With Design and Academic leaders during the ‘Disrupted’ Virtual Symposium series

Any discussion about the relevance of design today goes back to the basics – Needs vs. Desires. 

For a very long time greed has been moving designers to create desires, increase sales and add to profit margins. This wasn’t always bad…it brought jobs to many people, but it also served only a select fewer who could afford to pay for that extra differentiation and luxury. 

Classic design teachers have always insisted on design being an activity of problem solving. This has been a fundamental difference between designers in developed countries and those in developing countries (also named ’emerging markets’ – another way to see development from a consumerism point of view). Thanks to COVID 19, we are back to square one. Design needs to go back to serving the needs of people rather than their desires. While desire factories will not stop producing, people will take time to get back to being indulgent again. 

Needs are basic and must be met for our survival. Desire is something that brings us subjective value. Needs are necessary for survival; desire is not. Needs are mandatory to live; desires have been considered as sources of sorrow for human beings. Needs and survival define our priorities for now and that is where our role as designers comes to play. If we are working in the need sector of design, we will be relevant and we do not have anything to worry about. 

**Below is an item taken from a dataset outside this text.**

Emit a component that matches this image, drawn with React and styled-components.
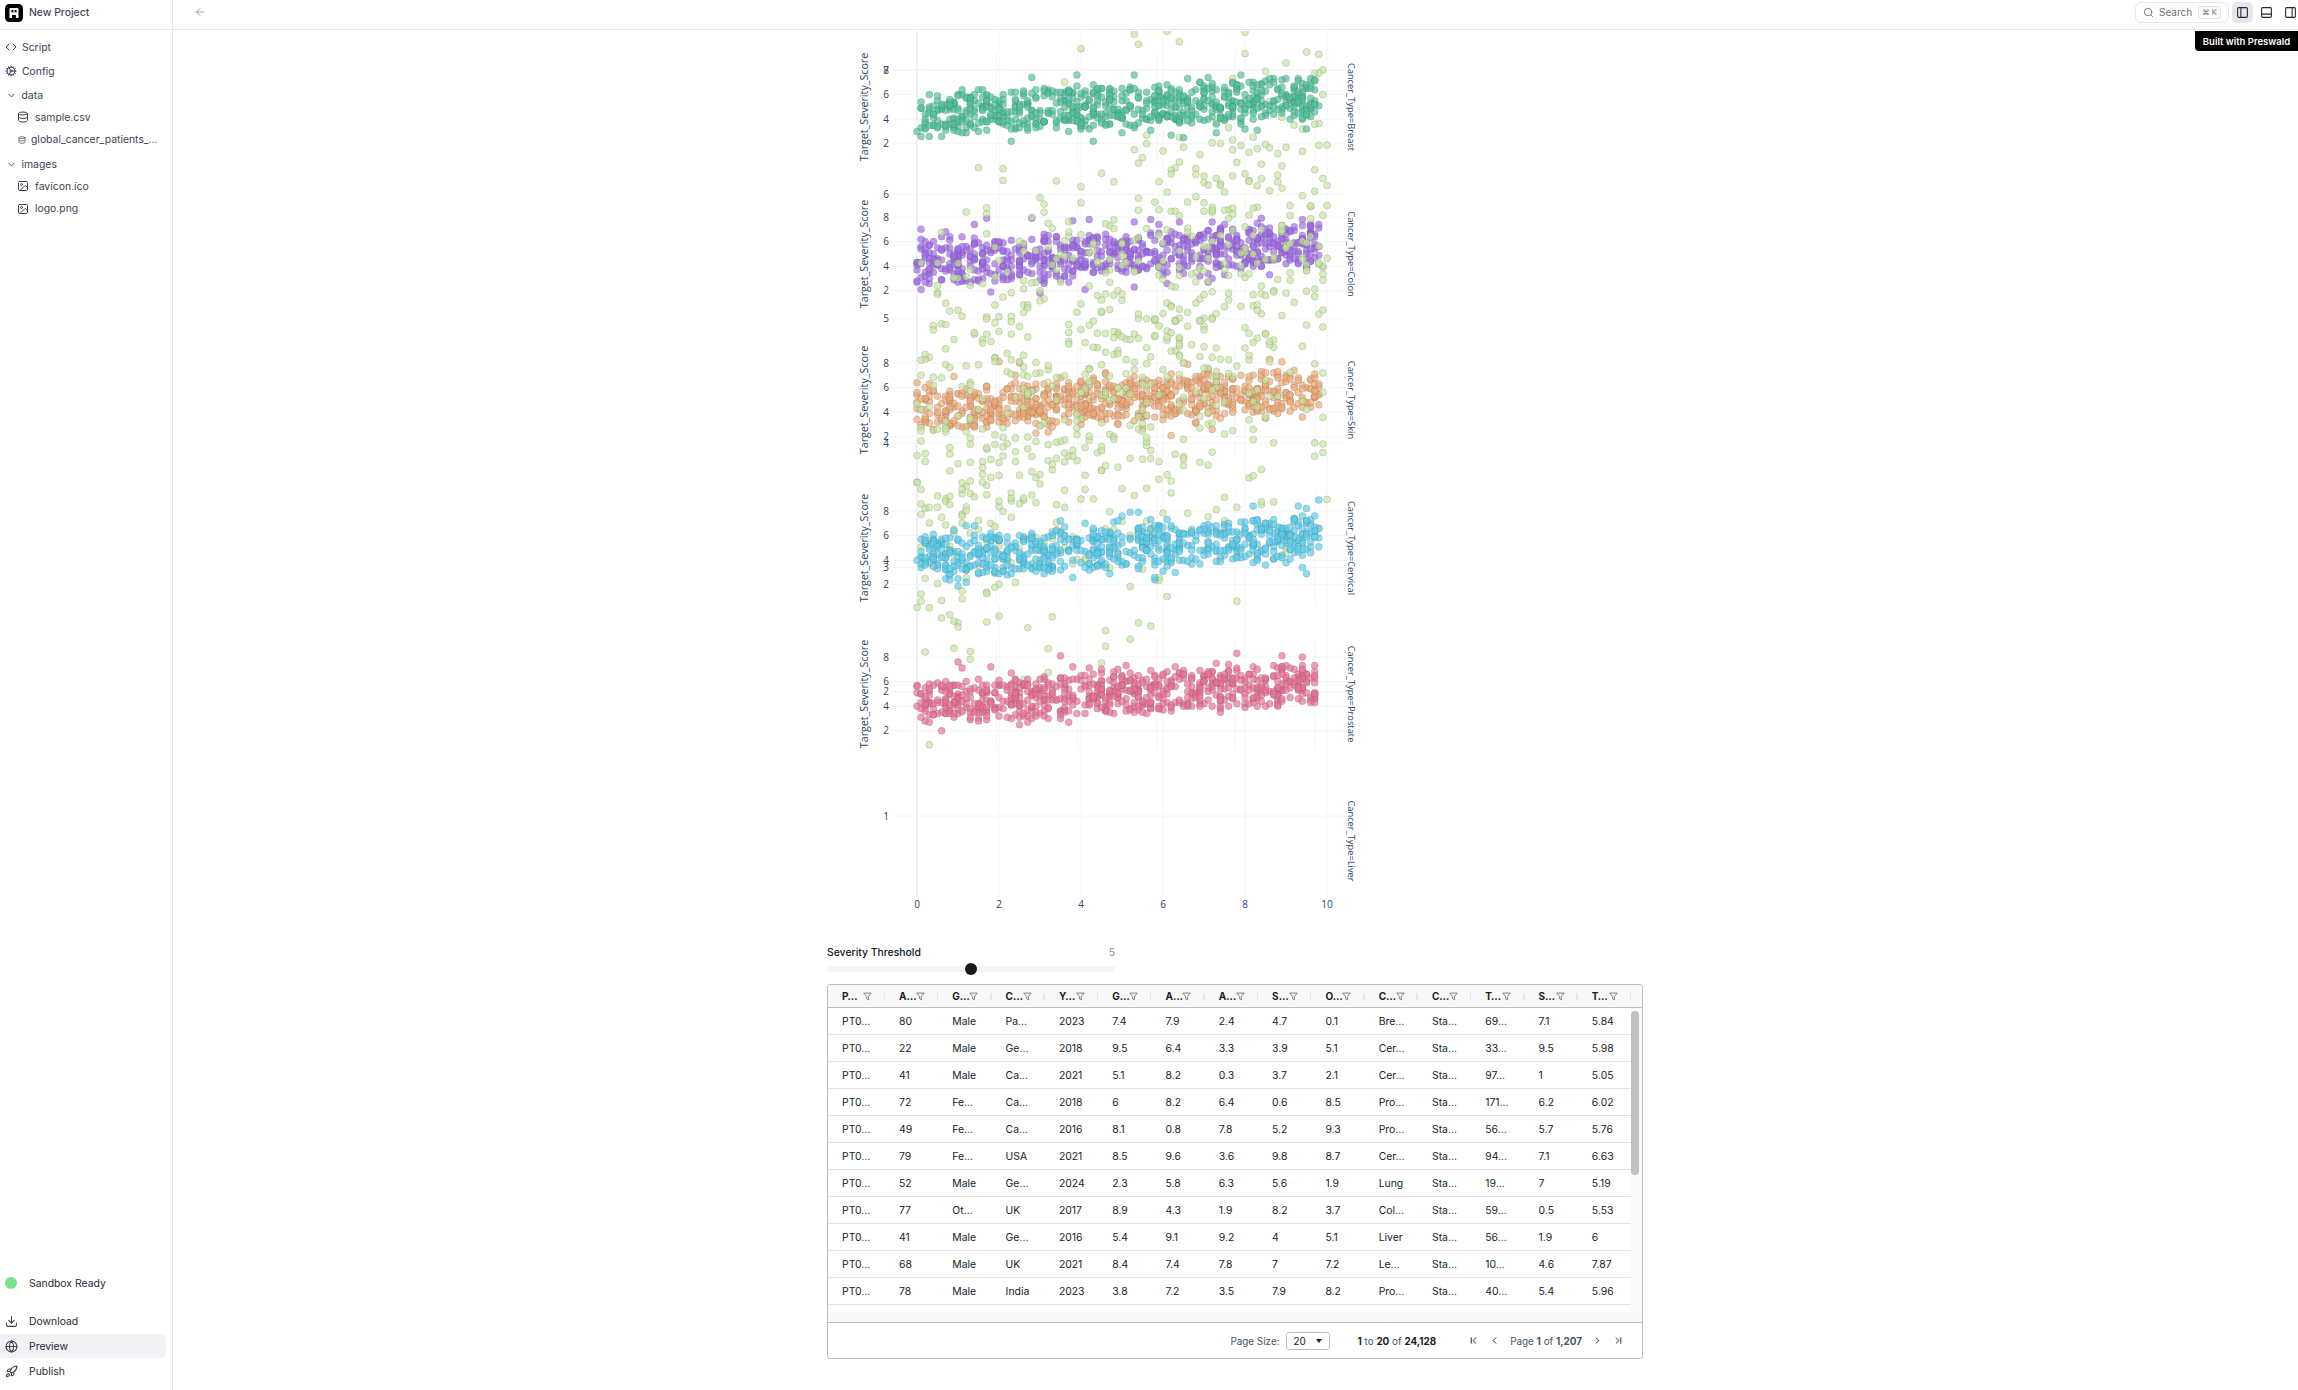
import React, { useMemo } from 'react';
import styled, { createGlobalStyle } from 'styled-components';
import {
  ArrowLeft,
  ChevronDown,
  ChevronFirst,
  ChevronLast,
  ChevronLeft,
  ChevronRight,
  Code,
  Cog,
  Database,
  Download,
  Globe,
  Image as ImageIcon,
  PanelBottom,
  PanelLeft,
  PanelRight,
  Rocket,
  Search,
} from 'lucide-react';

const FONT = 'Inter, "Liberation Sans", sans-serif';
const PLOT_FONT = '"Open Sans", "Liberation Sans", sans-serif';

const GlobalStyle = createGlobalStyle`
  html, body {
    margin: 0;
    padding: 0;
    background: #fff;
    font-family: ${FONT};
    color: #111827;
  }
`;

// chart --------------------------------------------------------------------

const CHART_TOP = 31;
const CHART_LEFT = 827;
const PANEL_PX = 12.3;
const OVERLAY_PX = 124.3;

const panels = [
  { name: 'Breast', y8: 70, top: 52, color: '#4fc098' },
  { name: 'Colon', y8: 217, top: 198, color: '#a268e6' },
  { name: 'Skin', y8: 363, top: 345, color: '#f3a873' },
  { name: 'Cervical', y8: 511, top: 492, color: '#5ccbeb' },
  { name: 'Prostate', y8: 657, top: 639, color: '#ec6f94' },
];

const px = x => x - CHART_LEFT;
const py = y => y - CHART_TOP;

const makeRandom = seed => {
  let s = seed;
  return () => {
    s = (s + 0x6d2b79f5) | 0;
    let t = Math.imul(s ^ (s >>> 15), 1 | s);
    t = (t + Math.imul(t ^ (t >>> 7), 61 | t)) ^ t;
    return ((t ^ (t >>> 14)) >>> 0) / 4294967296;
  };
};

const gauss = rnd => {
  const u = Math.max(rnd(), 1e-6);
  return Math.sqrt(-2 * Math.log(u)) * Math.cos(2 * Math.PI * rnd());
};

const bandPoints = (panel, index) => {
  const rnd = makeRandom(101 + index * 37);
  const pts = [];
  for (let i = 0; i < 700; i += 1) {
    const x = Math.round(rnd() * 98) / 10;
    // part flat spread, part bell, so the band edges stay loose
    const spread = rnd() < 0.6 ? (rnd() - 0.5) * 3.3 : gauss(rnd) * 1.2;
    let value = 4.2 + x * 0.17 + spread;
    value = Math.round(value * 10) / 10;
    if (value < 1.8 || value > 9) continue;
    pts.push({ cx: 917 + x * 41, cy: panel.y8 + (8 - value) * PANEL_PX });
  }
  return pts;
};

const overlayPoints = () => {
  const rnd = makeRandom(4242);
  const pts = [];
  for (let i = 0; i < 880; i += 1) {
    const x = Math.round(rnd() * 100) / 10;
    const value = 3.8 + x * 0.19 + gauss(rnd) * 1.0;
    if (value < 1.55 || value > 7.33) continue;
    pts.push({ cx: 917 + x * 41, cy: 816 - (value - 1) * OVERLAY_PX });
  }
  return pts;
};

const ChartWrap = styled.div`
  width: 550px;
  height: 900px;
  margin-bottom: 14px;
`;

const PlotSvg = styled.svg`
  display: block;
`;

const TickText = styled.text`
  font-family: ${PLOT_FONT};
  font-size: 10px;
  fill: #2a3f5f;
`;

const AxisTitle = styled.text`
  font-family: ${PLOT_FONT};
  font-size: 10.7px;
  fill: #2a3f5f;
`;

const FacetTitle = styled.text`
  font-family: ${PLOT_FONT};
  font-size: 9.3px;
  fill: #2a3f5f;
`;

const Dots = ({ points, color }) => (
  <g>
    {points.map((p, i) => (
      <circle
        key={i}
        cx={px(p.cx)}
        cy={py(p.cy)}
        r="3.5"
        fill={color}
        fillOpacity="0.68"
        stroke="#2f4f4f"
        strokeOpacity="0.45"
        strokeWidth="0.4"
      />
    ))}
  </g>
);

const Chart = () => {
  const layers = useMemo(() => {
    const byName = {};
    panels.forEach((p, i) => {
      byName[p.name] = bandPoints(p, i);
    });
    return { byName, overlay: overlayPoints() };
  }, []);

  const colorOf = name => panels.find(p => p.name === name).color;
  const overlayTicks = [7, 6, 5, 4, 3, 2, 1];
  const mainX = [0, 2, 4, 6, 8, 10];
  const panelX = [996, 1078, 1157, 1235, 1315];

  return (
    <ChartWrap>
      <PlotSvg width="550" height="900">
        {/* vertical grid */}
        {mainX.map(v => (
          <line
            key={v}
            x1={px(917 + v * 41)}
            x2={px(917 + v * 41)}
            y1="0"
            y2={py(897)}
            stroke={v === 0 ? '#ebf0f8' : '#f1f4f9'}
            strokeWidth={v === 0 ? 2 : 1}
          />
        ))}
        {panels.map(panel => (
          <g key={panel.name}>
            {panelX.map(x => (
              <line key={x} x1={px(x)} x2={px(x)} y1={py(panel.top)} y2={py(panel.top + 112)} stroke="#f1f4f9" />
            ))}
            {[8, 6, 4, 2].map(t => {
              const y = py(panel.y8 + (8 - t) * PANEL_PX);
              return (
                <g key={t}>
                  <line x1={px(892)} x2={px(1345)} y1={y} y2={y} stroke="#f1f4f9" />
                  <TickText x={px(889)} y={y + 3.5} textAnchor="end">{t}</TickText>
                </g>
              );
            })}
            <AxisTitle
              transform={`translate(${px(868)} ${py(panel.y8 + 37)}) rotate(-90)`}
              textAnchor="middle"
            >
              Target_Severity_Score
            </AxisTitle>
            <FacetTitle
              transform={`translate(${px(1348)} ${py(panel.y8 + 37)}) rotate(90)`}
              textAnchor="middle"
            >
              {`Cancer_Type=${panel.name}`}
            </FacetTitle>
          </g>
        ))}
        {overlayTicks.map(t => {
          const y = py(816 - (t - 1) * OVERLAY_PX);
          return (
            <g key={t}>
              <line x1={px(892)} x2={px(1345)} y1={y} y2={y} stroke="#f1f4f9" />
              <TickText x={px(889)} y={y + 3.5} textAnchor="end">{t}</TickText>
            </g>
          );
        })}
        <FacetTitle
          transform={`translate(${px(1348)} ${py(841)}) rotate(90)`}
          textAnchor="middle"
        >
          Cancer_Type=Liver
        </FacetTitle>
        {mainX.map(v => (
          <TickText key={v} x={px(917 + v * 41)} y={py(908)} textAnchor="middle">{v}</TickText>
        ))}

        <Dots points={layers.byName.Skin} color={colorOf('Skin')} />
        <Dots points={layers.byName.Colon} color={colorOf('Colon')} />
        <Dots points={layers.overlay} color="#c9e59c" />
        <Dots points={layers.byName.Cervical} color={colorOf('Cervical')} />
        <Dots points={layers.byName.Prostate} color={colorOf('Prostate')} />
        <Dots points={layers.byName.Breast} color={colorOf('Breast')} />
      </PlotSvg>
    </ChartWrap>
  );
};

// table data ---------------------------------------------------------------

const headers = ['P…', 'A…', 'G…', 'C…', 'Y…', 'G…', 'A…', 'A…', 'S…', 'O…', 'C…', 'C…', 'T…', 'S…', 'T…'];

const rows = [
  ['PT0…', '80', 'Male', 'Pa…', '2023', '7.4', '7.9', '2.4', '4.7', '0.1', 'Bre…', 'Sta…', '69…', '7.1', '5.84'],
  ['PT0…', '22', 'Male', 'Ge…', '2018', '9.5', '6.4', '3.3', '3.9', '5.1', 'Cer…', 'Sta…', '33…', '9.5', '5.98'],
  ['PT0…', '41', 'Male', 'Ca…', '2021', '5.1', '8.2', '0.3', '3.7', '2.1', 'Cer…', 'Sta…', '97…', '1', '5.05'],
  ['PT0…', '72', 'Fe…', 'Ca…', '2018', '6', '8.2', '6.4', '0.6', '8.5', 'Pro…', 'Sta…', '171…', '6.2', '6.02'],
  ['PT0…', '49', 'Fe…', 'Ca…', '2016', '8.1', '0.8', '7.8', '5.2', '9.3', 'Pro…', 'Sta…', '56…', '5.7', '5.76'],
  ['PT0…', '79', 'Fe…', 'USA', '2021', '8.5', '9.6', '3.6', '9.8', '8.7', 'Cer…', 'Sta…', '94…', '7.1', '6.63'],
  ['PT0…', '52', 'Male', 'Ge…', '2024', '2.3', '5.8', '6.3', '5.6', '1.9', 'Lung', 'Sta…', '19…', '7', '5.19'],
  ['PT0…', '77', 'Ot…', 'UK', '2017', '8.9', '4.3', '1.9', '8.2', '3.7', 'Col…', 'Sta…', '59…', '0.5', '5.53'],
  ['PT0…', '41', 'Male', 'Ge…', '2016', '5.4', '9.1', '9.2', '4', '5.1', 'Liver', 'Sta…', '56…', '1.9', '6'],
  ['PT0…', '68', 'Male', 'UK', '2021', '8.4', '7.4', '7.8', '7', '7.2', 'Le…', 'Sta…', '10…', '4.6', '7.87'],
  ['PT0…', '78', 'Male', 'India', '2023', '3.8', '7.2', '3.5', '7.9', '8.2', 'Pro…', 'Sta…', '40…', '5.4', '5.96'],
];

const COLUMNS = '57px repeat(14, 53.3px)';

// layout -------------------------------------------------------------------

const Page = styled.div`
  display: flex;
  width: 2298px;
  height: 1390px;
  overflow: hidden;
  position: relative;
`;

const Sidebar = styled.aside`
  flex: none;
  width: 172px;
  height: 100%;
  border-right: 1px solid #e5e7eb;
  display: flex;
  flex-direction: column;
  font-size: 10.4px;
`;

const Brand = styled.div`
  height: 30px;
  flex: none;
  display: flex;
  align-items: center;
  gap: 6px;
  padding: 0 5px 4px;
  box-sizing: border-box;
  border-bottom: 1px solid #e5e7eb;
  color: #3f4a5f;
  font-weight: 500;
`;

const Tree = styled.nav`
  padding-top: 5px;
`;

const TreeRow = styled.div`
  height: ${({ $h }) => $h || 24}px;
  display: flex;
  align-items: center;
  gap: ${({ $gap }) => $gap ?? 5}px;
  padding-left: ${({ $indent }) => $indent || 5}px;
  color: #3a4253;
  white-space: nowrap;
  svg {
    flex: none;
  }
`;

const SidebarFoot = styled.div`
  margin-top: auto;
  padding-bottom: 7px;
`;

const Status = styled.div`
  display: flex;
  align-items: center;
  gap: 12px;
  padding-left: 5px;
  height: 24px;
  margin-bottom: 14px;
  color: #1f2937;
`;

const StatusDot = styled.span`
  width: 12px;
  height: 12px;
  border-radius: 50%;
  background: #7de08a;
`;

const FootRow = styled.div`
  display: flex;
  align-items: center;
  gap: 11px;
  width: 166px;
  height: 24px;
  margin-top: 1px;
  padding-left: 5px;
  box-sizing: border-box;
  border-radius: 0 6px 6px 0;
  color: #1f2937;
  background: ${({ $active }) => ($active ? '#f1f2f5' : 'transparent')};
  svg {
    flex: none;
    color: #374151;
  }
`;

const Main = styled.main`
  flex: 1;
  min-width: 0;
  display: flex;
  flex-direction: column;
`;

const TopBar = styled.header`
  flex: none;
  height: 30px;
  box-sizing: border-box;
  border-bottom: 1px solid #e5e7eb;
  display: flex;
  align-items: center;
  justify-content: space-between;
  padding: 0 0 5px 21px;
`;

const TopActions = styled.div`
  display: flex;
  align-items: center;
  gap: 3px;
  margin-right: -3px;
`;

const SearchBox = styled.div`
  width: 94px;
  height: 21px;
  box-sizing: border-box;
  border: 1px solid #e5e7eb;
  border-radius: 6px;
  display: flex;
  align-items: center;
  gap: 5px;
  padding-left: 7px;
  font-size: 10px;
  color: #6b7280;
`;

const Kbd = styled.span`
  margin-left: 1px;
  padding: 1px 3px;
  border: 1px solid #e5e7eb;
  border-radius: 3px;
  background: #f9fafb;
  font-size: 7.5px;
  color: #6b7280;
`;

const PanelButton = styled.button`
  width: 21px;
  height: 21px;
  padding: 0;
  border: none;
  border-radius: 5px;
  display: flex;
  align-items: center;
  justify-content: center;
  color: #1f2937;
  background: ${({ $active }) => ($active ? '#e5e7eb' : 'transparent')};
`;

const Badge = styled.div`
  position: absolute;
  top: 31px;
  right: 0;
  width: 103px;
  height: 20px;
  display: flex;
  align-items: center;
  justify-content: center;
  border-bottom-left-radius: 4px;
  background: #000;
  color: #fff;
  font-size: 9.5px;
  font-weight: 600;
`;

const Content = styled.div`
  width: 816px;
  margin-left: 654px;
  padding-top: 1px;
`;

const SliderHead = styled.div`
  width: 288px;
  display: flex;
  justify-content: space-between;
  align-items: center;
  height: 14px;
  font-size: 10.4px;
`;

const SliderLabel = styled.span`
  font-weight: 500;
  color: #111827;
`;

const SliderValue = styled.span`
  color: #8b8f97;
`;

const SliderTrack = styled.div`
  position: relative;
  width: 288px;
  height: 6px;
  margin: 7px 0 12px;
  border-radius: 3px;
  background: #f3f4f6;
`;

const SliderThumb = styled.span`
  position: absolute;
  top: -3px;
  left: 138px;
  width: 12px;
  height: 12px;
  border-radius: 50%;
  background: #17181c;
`;

const Grid = styled.div`
  position: relative;
  width: 816px;
  height: 375px;
  box-sizing: border-box;
  border: 1px solid #babfc7;
  border-radius: 3px;
  display: flex;
  flex-direction: column;
  font-size: 10.4px;
  color: #181d1f;
`;

const HeadRow = styled.div`
  flex: none;
  height: 22px;
  display: grid;
  grid-template-columns: ${COLUMNS};
  border-bottom: 1px solid #babfc7;
  background: #f8f8f8;
  border-radius: 3px 3px 0 0;
`;

const HeadCell = styled.div`
  position: relative;
  display: flex;
  align-items: center;
  gap: 2px;
  padding-left: 14px;
  font-size: 10px;
  font-weight: 700;
  color: #181d1f;
  &::after {
    content: '';
    position: absolute;
    right: 0;
    top: 8px;
    width: 1.5px;
    height: 7px;
    background: #e3e6ec;
  }
`;

const HeadLabel = styled.span`
  flex: none;
  width: ${({ $w }) => $w}px;
  white-space: nowrap;
`;

const Body = styled.div`
  position: relative;
  flex: 1;
  min-height: 0;
  background: linear-gradient(#fff, #fff) top / 100% 304px no-repeat, #f8f8f8;
`;

const BodyRow = styled.div`
  height: 27px;
  box-sizing: border-box;
  width: 803px;
  display: grid;
  grid-template-columns: ${COLUMNS};
  align-items: center;
  border-bottom: 1px solid #dde2eb;
`;

const Cell = styled.div`
  padding-left: 14px;
  white-space: nowrap;
`;

const ScrollTrack = styled.div`
  position: absolute;
  top: 0;
  right: 0;
  width: 11px;
  height: 304px;
  background: #fafafa;
`;

const ScrollThumb = styled.div`
  position: absolute;
  top: 3px;
  left: 0;
  width: 8px;
  height: 164px;
  border-radius: 4px;
  background: #c1c1c1;
`;

const Footer = styled.div`
  flex: none;
  height: 36px;
  box-sizing: border-box;
  border-top: 1px solid #babfc7;
  display: flex;
  align-items: center;
  justify-content: flex-end;
  padding-right: 18px;
  font-size: 9.9px;
  color: #4b5563;
`;

const SizeSelect = styled.div`
  width: 44px;
  height: 18px;
  box-sizing: border-box;
  margin: 0 28px 0 6px;
  padding: 0 7px;
  border: 1px solid #babfc7;
  border-radius: 3px;
  display: flex;
  align-items: center;
  justify-content: space-between;
  color: #181d1f;
`;

const Caret = styled.span`
  width: 0;
  height: 0;
  border-left: 3.5px solid transparent;
  border-right: 3.5px solid transparent;
  border-top: 4px solid #181d1f;
`;

const Summary = styled.div`
  margin-right: 32px;
  b {
    font-weight: 700;
    color: #181d1f;
  }
`;

const Pager = styled.div`
  display: flex;
  align-items: center;
  gap: 10px;
  color: #181d1f;
  svg {
    flex: none;
  }
  b {
    font-weight: 700;
  }
`;

const PageLabel = styled.span`
  color: #4b5563;
`;

const FilterIcon = () => (
  <svg width="9" height="9" viewBox="0 0 10 10" fill="none" stroke="#68686e" strokeWidth="0.9">
    <path d="M0.8 1.2h8.4L6 5v3.8L4 7.6V5z" strokeLinejoin="round" />
  </svg>
);

const Logo = () => (
  <svg width="18" height="18" viewBox="0 0 18 18">
    <rect width="18" height="18" rx="4.5" fill="#000" />
    <path d="M4.5 14V5.2C4.5 4.5 5 4 5.7 4h6.6c.7 0 1.2.5 1.2 1.2V14h-2.6v-3H7.1v3z" fill="#fff" />
    <rect x="6.4" y="6" width="2" height="2.4" fill="#000" />
    <rect x="9.6" y="6" width="2" height="2.4" fill="#000" />
  </svg>
);

const App = () => (
  <Page>
    <GlobalStyle />
    <Sidebar>
      <Brand>
        <Logo />
        New Project
      </Brand>
      <Tree>
        <TreeRow><Code size={12} />Script</TreeRow>
        <TreeRow><Cog size={12} />Config</TreeRow>
        <TreeRow><ChevronDown size={11} style={{ marginLeft: 0.5 }} />data</TreeRow>
        <TreeRow $h={20} $indent={17} $gap={6}><Database size={12} />sample.csv</TreeRow>
        <TreeRow $h={25} $indent={18} $gap={5}><Database size={8} />global_cancer_patients_…</TreeRow>
        <TreeRow><ChevronDown size={11} style={{ marginLeft: 0.5 }} />images</TreeRow>
        <TreeRow $h={20} $indent={17} $gap={6}><ImageIcon size={12} />favicon.ico</TreeRow>
        <TreeRow $h={25} $indent={17} $gap={6}><ImageIcon size={12} />logo.png</TreeRow>
      </Tree>
      <SidebarFoot>
        <Status><StatusDot />Sandbox Ready</Status>
        <FootRow><Download size={13} />Download</FootRow>
        <FootRow $active><Globe size={13} />Preview</FootRow>
        <FootRow><Rocket size={13} />Publish</FootRow>
      </SidebarFoot>
    </Sidebar>
    <Main>
      <TopBar>
        <ArrowLeft size={12} color="#9ca3af" />
        <TopActions>
          <SearchBox>
            <Search size={11} color="#6b7280" />
            Search
            <Kbd>⌘ K</Kbd>
          </SearchBox>
          <PanelButton $active><PanelLeft size={13} /></PanelButton>
          <PanelButton><PanelBottom size={13} /></PanelButton>
          <PanelButton><PanelRight size={13} /></PanelButton>
        </TopActions>
      </TopBar>
      <Content>
        <Chart />
        <SliderHead>
          <SliderLabel>Severity Threshold</SliderLabel>
          <SliderValue>5</SliderValue>
        </SliderHead>
        <SliderTrack><SliderThumb /></SliderTrack>
        <Grid>
          <HeadRow>
            {headers.map((h, i) => (
              <HeadCell key={i}>
                <HeadLabel $w={i === 0 ? 19 : 15}>{h}</HeadLabel>
                <FilterIcon />
              </HeadCell>
            ))}
          </HeadRow>
          <Body>
            {rows.map((row, r) => (
              <BodyRow key={r}>
                {row.map((c, i) => <Cell key={i}>{c}</Cell>)}
              </BodyRow>
            ))}
            <ScrollTrack><ScrollThumb /></ScrollTrack>
          </Body>
          <Footer>
            Page Size:
            <SizeSelect>20<Caret /></SizeSelect>
            <Summary><b>1</b> to <b>20</b> of <b>24,128</b></Summary>
            <Pager>
              <ChevronFirst size={11} />
              <ChevronLeft size={11} />
              <PageLabel>Page <b>1</b> of <b>1,207</b></PageLabel>
              <ChevronRight size={11} />
              <ChevronLast size={11} />
            </Pager>
          </Footer>
        </Grid>
      </Content>
    </Main>
    <Badge>Built with Preswald</Badge>
  </Page>
);

export default App;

It is time to repurpose your skills and tools; redirect them to work for purposes that solve survival issues and you will stay relevant. Design and solutions towards essential objects, products and services have a great demand and will remain relevant. Design in technology, media, and logistics is a new survival need. Designers in many borderline fields of needs and desires will require to become more creative and showcase their relevance. 

For some time, till economies around the world gain their senses, and people start trusting other people and offerings, brands will have to stand up to their names; experimentation and forays into new fields may not be accepted readily. Brands will be trusted more than ever, but they will also be expected to come clean on that trust. Their promises will need to be tangible and not just superficial. Industries such as hospitality, FMCG, aviation, and e-commerce will have to focus on delivering promises, maybe strip off their frivolousness and become more need-fulfilling. In fact, for some time, stoking of desires might be seen as negative, and products and services will have to tone down their pitch. Marketing has to become sensitive to the noise and sentiments around. 

Our world stands disrupted, but as designers we become more relevant now.